Back in 1982, in S.F.O.F.’s infancy, meetings averaged 30 or more people who showed up for conversation and character interplay. This has since gone by the wayside, but the basic idea of a regular meeting involving the general membership is being discussed. The main meeting for the Board of Directors is usually held every other month to plan out the running of the club. We will decide upon times for the general meeting when we have sufficient new members to justify regular role playing meetings. We also encourage our out-of-state commanding officers to hold meetings to develop their characters. We require a meeting report detailing what happened at said meeting.
As far as a newsletter is concerned, we have generated a club newsletter, "The Human Adventure..." for the entire club. This newsletter has migrated to our website and will be updated periodically. (Members without Internet access may request we mail them a printout.) Individual starships and starbases are encouraged to produce their own newsletters, on the proviso that they send the Board of Directors a copy for our archive. Newsletters should include promotions, new personnel, anything that your ship or base has role-played that would affect the ship or base, etc.

Do you attend conventions in uniform?

Yes we do, in fact we encourage a showing of your ship or starbase at SF or fantasy conventions. This can generate publicity for your ship or base and generate new membership. If your budget permits, you may also have a table promoting membership in S.F.O.F. We ask that if you are soliciting membership that you mention the main organization and promote that as well as your own group.

Which conventions do you attend?

Since we are based in Southern California, we generally attend the following conventions: Gallifrey One, a local Dr. Who convention that has supported us and given us a hand with panels and hall costume prizes; and Loscon, the convention of the Los Angeles Science Fantasy Society (the oldest SF club in the U.S.). Many of our members attend sometimes in costume. Eventually, we will have a fan table there soon. We also attend Worldcons and Westercons when they are within state or we sometimes send a representative. Feel free to e-mail us to see if we will be going to a specific convention.

I noticed you didn’t mention the Creation Conventions? May I ask why?

Sure. We don't support Creation Conventions because Starfleet International, the role-playing club sanctioned by Paramount, does business there. Also, Creation tends to have a more commercial ambiance and offer fewer activities compared to fan-run conventions. Although there's a huge dealer room, guest access is a la carte and very overpriced. That's why we don't support them. That does not mean we might not show up as individuals and drop flyers and talk.

What does Starfleet Operating Forces offer that others do not?

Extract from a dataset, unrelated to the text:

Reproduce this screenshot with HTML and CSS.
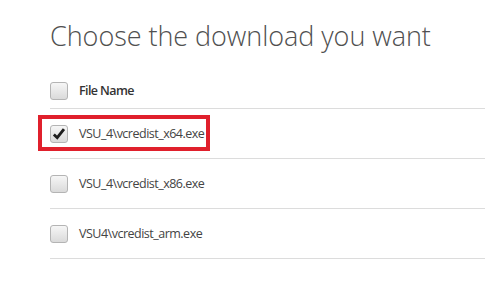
FILE: index.html
```html
<!DOCTYPE html>
<html>
<head>
<meta charset="utf-8">
<link rel="stylesheet" href="styles.css">
</head>
<body>
<div class="page">
  <h1 class="title">Choose the download you want</h1>
  <div class="list">
    <div class="row header">
      <span class="box"></span>
      <span class="label">File Name</span>
    </div>
    <div class="row item">
      <span class="box checked">
        <svg viewBox="0 0 18 18" width="18" height="18"><path d="M3.2 9.6 L7 13.2 L14.6 3.6" fill="none" stroke="#1e1e1e" stroke-width="3.2" stroke-linejoin="miter"/></svg>
      </span>
      <span class="label">VSU_4\vcredist_x64.exe</span>
      <span class="highlight"></span>
    </div>
    <div class="row item">
      <span class="box"></span>
      <span class="label">VSU_4\vcredist_x86.exe</span>
    </div>
    <div class="row item">
      <span class="box"></span>
      <span class="label">VSU4\vcredist_arm.exe</span>
    </div>
  </div>
</div>
</body>
</html>
```
FILE: styles.css
```css
html, body {
  margin: 0;
  padding: 0;
  background: #ffffff;
}
.page {
  padding-left: 50px;
  font-family: "Open Sans", "Liberation Sans", sans-serif;
}
.title {
  margin: 0;
  padding-top: 18px;
  font-weight: 300;
  font-size: 27px;
  line-height: 36px;
  color: #505050;
  letter-spacing: -0.05px;
}
.list {
  margin-top: 28px;
}
.row {
  position: relative;
  display: flex;
  align-items: center;
  border-bottom: 1px solid #dcdcdc;
}
.header {
  height: 26px;
  align-items: flex-start;
}
.item {
  height: 49px;
}
.box {
  box-sizing: border-box;
  width: 18px;
  height: 18px;
  border: 1px solid #b4b4b4;
  border-radius: 3px;
  background: linear-gradient(#f6f6f6, #dadada);
  display: flex;
  align-items: center;
  justify-content: center;
  flex: none;
}
.box svg {
  display: block;
}
.label {
  margin-left: 11px;
  font-size: 12.5px;
  color: #444444;
  letter-spacing: -0.5px;
}
.header .label {
  font-weight: 600;
  color: #333333;
  line-height: 18px;
  letter-spacing: -0.6px;
}
.highlight {
  position: absolute;
  left: -12px;
  top: 6px;
  width: 172px;
  height: 36px;
  box-sizing: border-box;
  border: 4px solid #e0202c;
}
```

Because we are run by a Board of Directors instead of an elected council, we offer a politics free atmosphere. We encourage the various crews to have fun without the usual backstabbing and toe stepping that exists within other clubs. Because we start you off at a rank you can handle, only you can make your character grow through reassignment or promotion, which is up to the commanding officer’s discretion. We let you create more than one character as long as you are willing to maintain them all and each character is on a different ship or base.

I just shelled out my money for this club, what exactly do I get for it?

All officers and crew get the following items: The Introduction to SFOF Manual explaining our rules and procedures as well as an overview of our playing universe. The SFOF Costume Manual explaining which uniforms are worn in what era you are in. It also details where to get uniforms made and materials for their production. A membership card with your real name. If you are a commanding officer or higher you will also receive The SFOF Captain’s Manual, which shows the commanding officer how to generate characters based on our procedures.